The gunfire on Friday night was instead meant for a man who is affiliated with a Chicago street gang and recently got out of prison, police spokesman Anthony Guglielmi said. The 58-year-old man, who was struck in the arm in the shooting and whose name hasn't been released, is not cooperating with police, Guglielmi said.
"We have no information to suggest they were the intended targets," he said Tuesday, adding that police are still seeking leads in the case. No arrests have been made.
The deaths of 26-year-old Chantell Grant and 35-year-old Andrea Stoudemire in the Englewood neighborhood served as a grim reminder of the kind of violence that led them to join Mothers Against Senseless Killings. The anti-violence group launched five years ago following the shooting death of another young mother at the same corner.
"That's why we're out here seven days a week ... trying to create a safe place where people can learn to be neighbors and not kill each other," said the group's founder, Tamar Manasseh.
She said she's not willing to accept the notion that Grant, a mother of four, and Stoudemire, who had three children, were just in the wrong place at the wrong time.
"They killed mothers on a corner where mothers sit every day," Manasseh said. "You don't have mothers killed in a place that is sacred to mothers and not take that as a message."
The drive-by shooting followed what has become a familiar pattern in Chicago, where more people are fatally shot than in any other city in the U.S. Though homicides have decreased in recent years and are on a pace to drop again this year, police statistics show there have been 281 in 2019 as of July 28. And during the weekend in which the two women died, 48 people were shot in the city, eight of them fatally.

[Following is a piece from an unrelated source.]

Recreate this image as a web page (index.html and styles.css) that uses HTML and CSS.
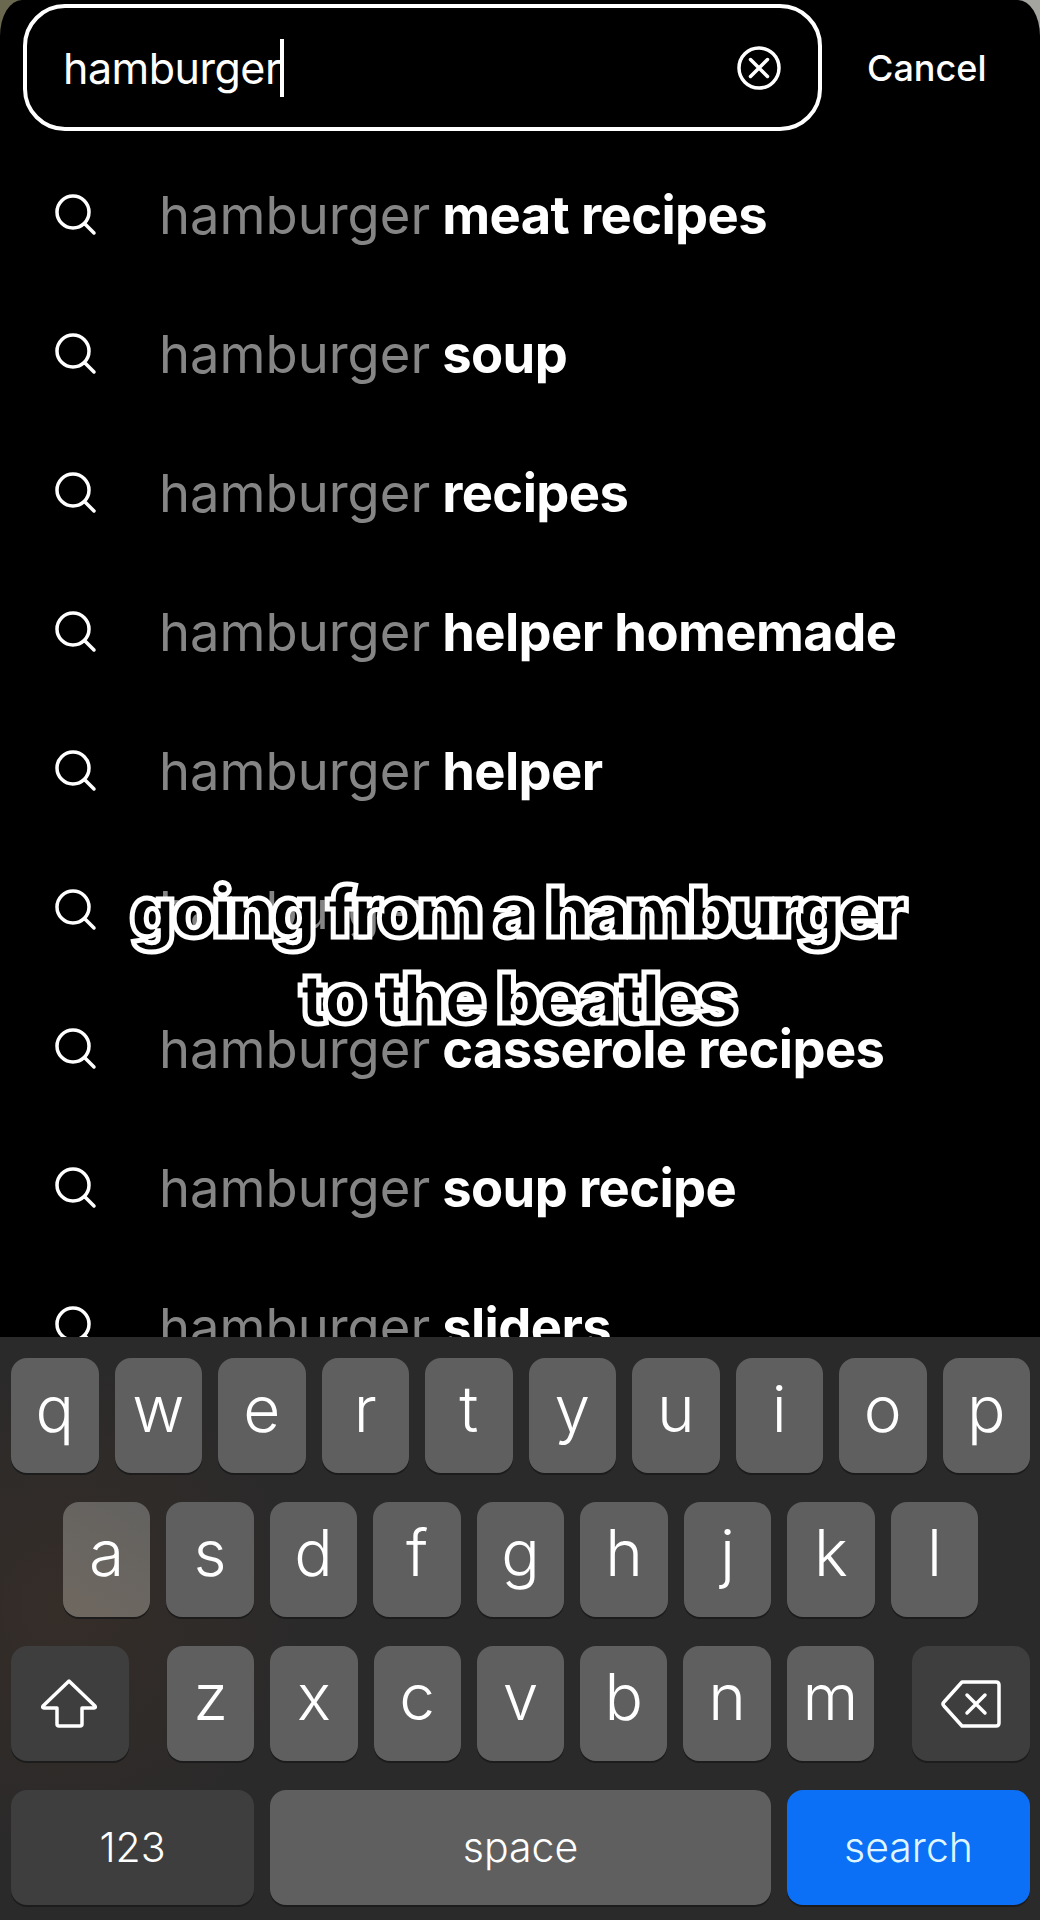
FILE: index.html
```html
<!DOCTYPE html>
<html lang="en">

<head>
    <meta charset="UTF-8">
    <title>Search</title>
    <link rel="stylesheet" href="styles.css">
</head>

<body>
    <div class="screen">
        <div class="sheet">
            <div class="search-row">
                <div class="search-box">
                    <span class="query">hamburger</span><span class="caret"></span>
                    <svg class="clear-icon" viewBox="0 0 46 46" fill="none" stroke="#fff" stroke-width="3.5">
                        <circle cx="23" cy="23" r="20"></circle>
                        <path d="M14.5 14.5 L31.5 31.5 M31.5 14.5 L14.5 31.5" stroke-linecap="round"></path>
                    </svg>
                </div>
                <span class="cancel">Cancel</span>
            </div>

            <div class="suggestions">
                <div class="suggestion">
                    <svg class="search-icon" viewBox="0 0 44 44" fill="none" stroke="#fff" stroke-width="3.5" stroke-linecap="round">
                        <circle cx="20" cy="20" r="16"></circle>
                        <path d="M32 32 L41 41"></path>
                    </svg>
                    <span class="typed">hamburger</span> <b>meat recipes</b>
                </div>
                <div class="suggestion">
                    <svg class="search-icon" viewBox="0 0 44 44" fill="none" stroke="#fff" stroke-width="3.5" stroke-linecap="round">
                        <circle cx="20" cy="20" r="16"></circle>
                        <path d="M32 32 L41 41"></path>
                    </svg>
                    <span class="typed">hamburger</span> <b>soup</b>
                </div>
                <div class="suggestion">
                    <svg class="search-icon" viewBox="0 0 44 44" fill="none" stroke="#fff" stroke-width="3.5" stroke-linecap="round">
                        <circle cx="20" cy="20" r="16"></circle>
                        <path d="M32 32 L41 41"></path>
                    </svg>
                    <span class="typed">hamburger</span> <b>recipes</b>
                </div>
                <div class="suggestion">
                    <svg class="search-icon" viewBox="0 0 44 44" fill="none" stroke="#fff" stroke-width="3.5" stroke-linecap="round">
                        <circle cx="20" cy="20" r="16"></circle>
                        <path d="M32 32 L41 41"></path>
                    </svg>
                    <span class="typed">hamburger</span> <b>helper homemade</b>
                </div>
                <div class="suggestion">
                    <svg class="search-icon" viewBox="0 0 44 44" fill="none" stroke="#fff" stroke-width="3.5" stroke-linecap="round">
                        <circle cx="20" cy="20" r="16"></circle>
                        <path d="M32 32 L41 41"></path>
                    </svg>
                    <span class="typed">hamburger</span> <b>helper</b>
                </div>
                <div class="suggestion">
                    <svg class="search-icon" viewBox="0 0 44 44" fill="none" stroke="#fff" stroke-width="3.5" stroke-linecap="round">
                        <circle cx="20" cy="20" r="16"></circle>
                        <path d="M32 32 L41 41"></path>
                    </svg>
                    <span class="typed">hamburger</span>
                </div>
                <div class="suggestion">
                    <svg class="search-icon" viewBox="0 0 44 44" fill="none" stroke="#fff" stroke-width="3.5" stroke-linecap="round">
                        <circle cx="20" cy="20" r="16"></circle>
                        <path d="M32 32 L41 41"></path>
                    </svg>
                    <span class="typed">hamburger</span> <b>casserole recipes</b>
                </div>
                <div class="suggestion">
                    <svg class="search-icon" viewBox="0 0 44 44" fill="none" stroke="#fff" stroke-width="3.5" stroke-linecap="round">
                        <circle cx="20" cy="20" r="16"></circle>
                        <path d="M32 32 L41 41"></path>
                    </svg>
                    <span class="typed">hamburger</span> <b>soup recipe</b>
                </div>
                <div class="suggestion">
                    <svg class="search-icon" viewBox="0 0 44 44" fill="none" stroke="#fff" stroke-width="3.5" stroke-linecap="round">
                        <circle cx="20" cy="20" r="16"></circle>
                        <path d="M32 32 L41 41"></path>
                    </svg>
                    <span class="typed">hamburger</span> <b>sliders</b>
                </div>
            </div>

            <div class="keyboard">
                <div class="key-row">
                    <div class="key">q</div>
                    <div class="key">w</div>
                    <div class="key">e</div>
                    <div class="key">r</div>
                    <div class="key">t</div>
                    <div class="key">y</div>
                    <div class="key">u</div>
                    <div class="key">i</div>
                    <div class="key">o</div>
                    <div class="key">p</div>
                </div>
                <div class="key-row center">
                    <div class="key warm">a</div>
                    <div class="key">s</div>
                    <div class="key">d</div>
                    <div class="key">f</div>
                    <div class="key">g</div>
                    <div class="key">h</div>
                    <div class="key">j</div>
                    <div class="key">k</div>
                    <div class="key">l</div>
                </div>
                <div class="key-row">
                    <div class="key dark side shift-key">
                        <svg class="key-icon" viewBox="0 0 60 50" fill="none" stroke="#fff" stroke-width="3.5" stroke-linejoin="round">
                            <path d="M29 2 L3 27 Q2 29 4 29 L17 29 V45 Q17 47 19 47 H40 Q42 47 42 45 V29 H54 Q56 29 55 27 Z"></path>
                        </svg>
                    </div>
                    <div class="key">z</div>
                    <div class="key">x</div>
                    <div class="key">c</div>
                    <div class="key">v</div>
                    <div class="key">b</div>
                    <div class="key">n</div>
                    <div class="key">m</div>
                    <div class="key dark side back-key">
                        <svg class="key-icon" viewBox="0 0 60 50" fill="none" stroke="#fff" stroke-width="3.5" stroke-linejoin="round" stroke-linecap="round">
                            <path d="M21 3 H55 Q58 3 58 6 V44 Q58 47 55 47 H21 L3 27 Q1 25 3 23 Z"></path>
                            <path d="M26 16 L44 34 M44 16 L26 34"></path>
                        </svg>
                    </div>
                </div>
                <div class="key-row bottom-row">
                    <div class="key dark label">123</div>
                    <div class="key label">space</div>
                    <div class="key search-key label">search</div>
                </div>
            </div>
        </div>

        <div class="caption">going from a hamburger<br>to the beatles</div>
    </div>
</body>

</html>
```

FILE: styles.css
```css
body {
    margin: 0;
    font-family: Inter, "Liberation Sans", sans-serif;
    background-color: #000;
    color: #fff;
}

.screen {
    position: relative;
    width: 1040px;
    height: 1920px;
    overflow: hidden;
    background: linear-gradient(90deg, #6b6850 0%, #6b6850 40%, #a5a5a0 60%, #a5a5a0 100%);
}

.sheet {
    display: flex;
    flex-direction: column;
    height: 100%;
    background-color: #000;
    border-radius: 22px 22px 0 0 / 36px 36px 0 0;
}

.search-row {
    display: flex;
    align-items: center;
    margin-top: 4px;
    padding-left: 23px;
}

.search-box {
    display: flex;
    align-items: center;
    box-sizing: border-box;
    width: 799px;
    height: 127px;
    padding: 0 36px 0 36px;
    border: 4px solid #fff;
    border-radius: 42px;
}

.query {
    font-size: 43px;
    font-weight: 400;
    letter-spacing: -0.5px;
}

.caret {
    width: 4px;
    height: 58px;
    margin-left: -1px;
    background-color: #fff;
}

.clear-icon {
    width: 46px;
    height: 46px;
    margin-left: auto;
}

.cancel {
    margin-left: 45px;
    font-size: 36px;
    font-weight: 500;
}

.suggestions {
    flex: 1;
    overflow: hidden;
    padding-top: 16px;
}

.suggestion {
    display: flex;
    align-items: center;
    box-sizing: border-box;
    height: 139px;
    padding-left: 53px;
    padding-bottom: 3px;
    font-size: 52.5px;
    letter-spacing: -0.6px;
    white-space: pre;
}

.search-icon {
    flex: none;
    width: 44px;
    height: 44px;
    margin-right: 62px;
    margin-bottom: 2px;
}

.typed {
    color: #858585;
    margin-right: 12px;
    letter-spacing: 0;
}

.suggestion b {
    font-weight: 700;
}

.keyboard {
    display: flex;
    flex-direction: column;
    gap: 29px;
    height: 583px;
    box-sizing: border-box;
    padding: 21px 10px 0 11px;
    background: radial-gradient(circle at 60px 270px, #352d28 0, #2b2a2a 240px), #2a2a2a;
}

.key-row {
    display: flex;
    gap: 16px;
    height: 115px;
}

.key-row.center {
    justify-content: center;
}

.key {
    display: flex;
    align-items: center;
    justify-content: center;
    box-sizing: border-box;
    width: 87.5px;
    padding-bottom: 14px;
    font-size: 64px;
    font-weight: 350;
    background-color: #5f5f5f;
    border-radius: 16px;
    box-shadow: 0 2px 0 #1c1c1c;
}

.key.warm {
    background: linear-gradient(30deg, #6f6860 0%, #636260 100%);
}

.key.dark {
    background-color: #3e3e3e;
}

.key.side {
    flex: none;
    width: 118px;
    padding-bottom: 0;
}

.shift-key {
    margin-right: 22px;
}

.back-key {
    margin-left: 22px;
}

.key-icon {
    width: 60px;
    height: 50px;
}

.bottom-row .key {
    width: 243px;
    flex: none;
}

.bottom-row .key:nth-child(2) {
    flex: 1;
}

.key.label {
    padding-bottom: 2px;
    font-size: 41px;
    font-weight: 350;
}

.key.search-key {
    color: #dff6ff;
    background-color: #0b70f6;
}

.caption {
    position: absolute;
    top: 869px;
    left: -3px;
    width: 1040px;
    font-size: 70px;
    font-weight: 900;
    line-height: 86px;
    letter-spacing: -3.5px;
    word-spacing: 3px;
    text-align: center;
    color: #000;
    -webkit-text-stroke: 5px #fff;
}
```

A 23-year-old woman was shot in the leg, back and face on June 25 by someone in a black vehicle in the same block where Grant and Stoudemire were gunned down, according to the Chicago Sun-Times. The woman survived, and police said there is no indication that shooting was connected to the one that killed the two mothers.
Grant and Stoudemire were found lying on the sidewalk after a spray of bullets came from inside a blue SUV, police said.
Manasseh said the women had been on the corner for hours Friday handing out food to other mothers and keeping watch over a vacant lot the group has turned into a play area for neighborhood children. She said Grant and Stoudemire had finished up for the day and had begun walking to a store to get food for themselves and their children when they were shot.
"They can't even walk to the store without getting killed," said Manasseh, her voice rising. "They were killed for parenting."